Written problem
Show every line that has the string "image" in it.

Dataset section
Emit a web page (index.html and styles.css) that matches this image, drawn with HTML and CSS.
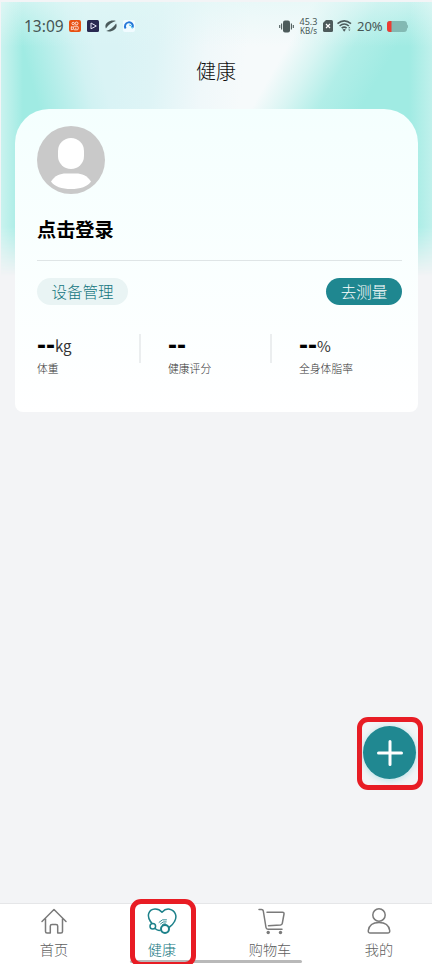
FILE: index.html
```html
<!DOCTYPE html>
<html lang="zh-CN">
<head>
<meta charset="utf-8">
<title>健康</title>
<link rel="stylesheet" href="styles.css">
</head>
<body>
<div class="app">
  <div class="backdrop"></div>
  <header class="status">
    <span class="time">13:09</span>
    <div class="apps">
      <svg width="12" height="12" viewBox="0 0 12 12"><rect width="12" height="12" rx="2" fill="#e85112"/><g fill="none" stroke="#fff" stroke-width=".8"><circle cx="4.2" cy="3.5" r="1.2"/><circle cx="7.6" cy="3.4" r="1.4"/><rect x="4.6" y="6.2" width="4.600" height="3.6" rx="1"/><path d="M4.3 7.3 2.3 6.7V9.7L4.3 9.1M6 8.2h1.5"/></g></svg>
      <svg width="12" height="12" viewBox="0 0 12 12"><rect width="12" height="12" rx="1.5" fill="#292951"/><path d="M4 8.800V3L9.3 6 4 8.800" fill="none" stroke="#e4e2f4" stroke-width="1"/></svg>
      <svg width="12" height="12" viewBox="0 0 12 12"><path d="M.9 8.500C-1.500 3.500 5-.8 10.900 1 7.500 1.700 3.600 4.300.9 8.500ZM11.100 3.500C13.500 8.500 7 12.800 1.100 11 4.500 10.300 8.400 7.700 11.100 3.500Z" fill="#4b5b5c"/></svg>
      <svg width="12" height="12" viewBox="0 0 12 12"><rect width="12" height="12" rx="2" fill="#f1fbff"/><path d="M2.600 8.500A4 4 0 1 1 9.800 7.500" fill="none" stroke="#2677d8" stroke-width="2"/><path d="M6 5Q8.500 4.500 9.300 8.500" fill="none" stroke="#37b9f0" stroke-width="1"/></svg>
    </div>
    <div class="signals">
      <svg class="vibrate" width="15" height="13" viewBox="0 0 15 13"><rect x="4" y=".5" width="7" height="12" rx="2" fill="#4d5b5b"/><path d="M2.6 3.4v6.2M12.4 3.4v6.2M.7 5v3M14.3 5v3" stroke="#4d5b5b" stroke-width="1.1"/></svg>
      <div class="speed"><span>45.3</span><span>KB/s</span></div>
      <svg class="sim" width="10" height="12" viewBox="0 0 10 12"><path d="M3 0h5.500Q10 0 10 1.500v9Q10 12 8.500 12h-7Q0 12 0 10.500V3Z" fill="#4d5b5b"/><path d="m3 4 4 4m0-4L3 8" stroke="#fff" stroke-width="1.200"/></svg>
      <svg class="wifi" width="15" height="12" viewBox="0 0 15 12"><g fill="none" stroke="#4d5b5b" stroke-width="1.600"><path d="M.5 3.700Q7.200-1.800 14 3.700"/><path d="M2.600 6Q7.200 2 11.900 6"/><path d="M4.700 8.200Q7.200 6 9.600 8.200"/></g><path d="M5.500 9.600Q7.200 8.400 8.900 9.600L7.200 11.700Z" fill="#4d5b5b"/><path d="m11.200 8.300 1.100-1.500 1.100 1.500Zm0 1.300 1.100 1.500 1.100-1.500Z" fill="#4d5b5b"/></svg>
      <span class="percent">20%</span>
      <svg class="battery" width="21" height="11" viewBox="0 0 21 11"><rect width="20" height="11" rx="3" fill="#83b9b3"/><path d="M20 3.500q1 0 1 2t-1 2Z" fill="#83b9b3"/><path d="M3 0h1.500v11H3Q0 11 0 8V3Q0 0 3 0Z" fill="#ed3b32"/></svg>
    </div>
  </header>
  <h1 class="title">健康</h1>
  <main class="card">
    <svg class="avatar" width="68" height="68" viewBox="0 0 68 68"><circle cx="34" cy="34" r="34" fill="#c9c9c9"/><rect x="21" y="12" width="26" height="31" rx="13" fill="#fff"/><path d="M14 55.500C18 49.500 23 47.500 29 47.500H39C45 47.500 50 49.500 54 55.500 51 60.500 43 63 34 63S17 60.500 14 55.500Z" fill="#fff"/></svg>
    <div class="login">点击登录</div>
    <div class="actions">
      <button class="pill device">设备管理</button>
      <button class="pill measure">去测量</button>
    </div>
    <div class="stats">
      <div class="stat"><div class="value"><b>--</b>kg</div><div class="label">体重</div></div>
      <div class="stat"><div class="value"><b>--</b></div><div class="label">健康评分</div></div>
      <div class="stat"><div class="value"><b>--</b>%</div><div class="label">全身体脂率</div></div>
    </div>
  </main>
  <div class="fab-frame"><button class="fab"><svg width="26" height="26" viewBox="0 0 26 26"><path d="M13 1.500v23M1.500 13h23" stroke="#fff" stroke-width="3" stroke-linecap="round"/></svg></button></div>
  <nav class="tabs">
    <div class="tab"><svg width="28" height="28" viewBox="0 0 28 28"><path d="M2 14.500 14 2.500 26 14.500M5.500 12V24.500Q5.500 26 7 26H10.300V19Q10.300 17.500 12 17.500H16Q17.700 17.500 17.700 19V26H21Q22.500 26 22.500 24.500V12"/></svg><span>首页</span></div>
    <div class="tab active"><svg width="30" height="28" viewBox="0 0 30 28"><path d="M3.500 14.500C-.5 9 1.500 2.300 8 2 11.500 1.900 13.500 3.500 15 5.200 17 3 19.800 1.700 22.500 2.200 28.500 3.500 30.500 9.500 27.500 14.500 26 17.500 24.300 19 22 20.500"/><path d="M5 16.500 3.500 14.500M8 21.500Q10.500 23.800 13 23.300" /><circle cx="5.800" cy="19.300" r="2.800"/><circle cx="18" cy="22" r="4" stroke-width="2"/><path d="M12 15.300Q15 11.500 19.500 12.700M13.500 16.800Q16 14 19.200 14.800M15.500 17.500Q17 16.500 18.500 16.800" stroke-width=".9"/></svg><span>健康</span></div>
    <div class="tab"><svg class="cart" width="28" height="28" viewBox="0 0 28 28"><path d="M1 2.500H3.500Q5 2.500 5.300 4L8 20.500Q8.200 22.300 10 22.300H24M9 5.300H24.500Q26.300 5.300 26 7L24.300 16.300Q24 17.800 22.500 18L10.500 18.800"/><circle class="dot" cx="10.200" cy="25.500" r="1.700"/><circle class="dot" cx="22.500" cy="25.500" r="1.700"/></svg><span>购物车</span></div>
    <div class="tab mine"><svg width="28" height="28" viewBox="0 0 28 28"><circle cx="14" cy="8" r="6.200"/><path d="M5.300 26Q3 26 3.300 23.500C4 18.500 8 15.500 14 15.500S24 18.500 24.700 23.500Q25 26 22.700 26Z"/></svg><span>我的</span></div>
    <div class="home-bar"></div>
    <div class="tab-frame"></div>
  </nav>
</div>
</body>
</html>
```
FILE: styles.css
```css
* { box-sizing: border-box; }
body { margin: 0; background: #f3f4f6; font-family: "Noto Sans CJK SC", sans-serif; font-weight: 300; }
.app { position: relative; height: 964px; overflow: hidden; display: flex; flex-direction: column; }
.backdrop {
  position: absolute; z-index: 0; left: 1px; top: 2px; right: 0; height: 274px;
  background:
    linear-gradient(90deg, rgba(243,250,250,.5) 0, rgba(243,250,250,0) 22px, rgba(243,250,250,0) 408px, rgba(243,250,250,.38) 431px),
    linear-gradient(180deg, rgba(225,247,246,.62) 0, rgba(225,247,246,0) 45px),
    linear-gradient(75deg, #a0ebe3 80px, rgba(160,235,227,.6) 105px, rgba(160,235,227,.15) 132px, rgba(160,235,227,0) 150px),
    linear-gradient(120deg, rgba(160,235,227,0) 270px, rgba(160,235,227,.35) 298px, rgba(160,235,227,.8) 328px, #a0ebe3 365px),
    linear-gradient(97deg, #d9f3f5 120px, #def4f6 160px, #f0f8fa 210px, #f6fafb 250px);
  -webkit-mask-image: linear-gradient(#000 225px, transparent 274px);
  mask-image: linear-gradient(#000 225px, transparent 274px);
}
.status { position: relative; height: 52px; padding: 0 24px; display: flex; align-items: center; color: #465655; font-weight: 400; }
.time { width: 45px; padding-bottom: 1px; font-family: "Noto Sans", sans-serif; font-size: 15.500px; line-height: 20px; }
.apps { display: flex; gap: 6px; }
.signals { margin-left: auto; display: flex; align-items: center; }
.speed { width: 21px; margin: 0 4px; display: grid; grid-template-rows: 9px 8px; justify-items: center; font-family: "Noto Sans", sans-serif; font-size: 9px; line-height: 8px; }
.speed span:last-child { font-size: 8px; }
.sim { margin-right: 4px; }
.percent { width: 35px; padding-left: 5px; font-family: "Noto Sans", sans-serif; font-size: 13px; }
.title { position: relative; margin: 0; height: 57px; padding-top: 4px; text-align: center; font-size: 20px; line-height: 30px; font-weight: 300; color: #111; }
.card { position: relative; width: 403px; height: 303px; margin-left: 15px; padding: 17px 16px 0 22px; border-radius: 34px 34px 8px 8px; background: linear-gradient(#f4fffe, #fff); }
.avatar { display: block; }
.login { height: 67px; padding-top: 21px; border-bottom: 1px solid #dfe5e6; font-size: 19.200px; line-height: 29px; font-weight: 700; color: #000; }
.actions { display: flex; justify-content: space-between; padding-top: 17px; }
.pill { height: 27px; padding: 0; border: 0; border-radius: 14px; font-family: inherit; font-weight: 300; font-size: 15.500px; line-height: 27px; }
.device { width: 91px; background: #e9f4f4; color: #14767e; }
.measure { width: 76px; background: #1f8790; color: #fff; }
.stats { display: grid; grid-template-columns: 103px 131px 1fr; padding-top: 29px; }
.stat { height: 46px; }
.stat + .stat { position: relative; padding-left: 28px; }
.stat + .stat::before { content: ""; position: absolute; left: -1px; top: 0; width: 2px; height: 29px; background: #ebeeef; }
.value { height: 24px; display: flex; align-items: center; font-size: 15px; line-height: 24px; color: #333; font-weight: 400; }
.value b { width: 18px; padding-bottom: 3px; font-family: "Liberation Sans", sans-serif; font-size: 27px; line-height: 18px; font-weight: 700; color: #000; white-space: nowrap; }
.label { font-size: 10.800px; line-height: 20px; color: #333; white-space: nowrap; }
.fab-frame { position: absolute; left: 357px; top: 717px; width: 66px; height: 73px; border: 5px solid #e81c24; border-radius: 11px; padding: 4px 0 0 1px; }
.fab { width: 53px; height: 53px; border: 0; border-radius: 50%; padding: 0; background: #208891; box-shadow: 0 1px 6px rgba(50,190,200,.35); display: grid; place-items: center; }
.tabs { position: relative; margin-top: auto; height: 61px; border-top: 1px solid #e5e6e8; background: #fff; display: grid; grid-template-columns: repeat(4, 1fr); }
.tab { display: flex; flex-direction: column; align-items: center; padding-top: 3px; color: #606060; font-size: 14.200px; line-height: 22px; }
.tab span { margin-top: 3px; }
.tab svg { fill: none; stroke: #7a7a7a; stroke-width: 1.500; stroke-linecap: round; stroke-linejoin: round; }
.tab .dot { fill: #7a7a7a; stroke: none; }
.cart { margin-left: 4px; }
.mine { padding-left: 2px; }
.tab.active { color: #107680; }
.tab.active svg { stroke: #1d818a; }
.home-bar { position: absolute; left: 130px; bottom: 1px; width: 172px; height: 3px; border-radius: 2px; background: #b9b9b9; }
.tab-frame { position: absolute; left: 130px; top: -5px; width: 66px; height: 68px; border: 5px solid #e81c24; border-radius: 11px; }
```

Answer in full
Emit a web page (index.html and styles.css) that matches this image, drawn with HTML and CSS.
  -webkit-mask-image: linear-gradient(#000 225px, transparent 274px);
  mask-image: linear-gradient(#000 225px, transparent 274px);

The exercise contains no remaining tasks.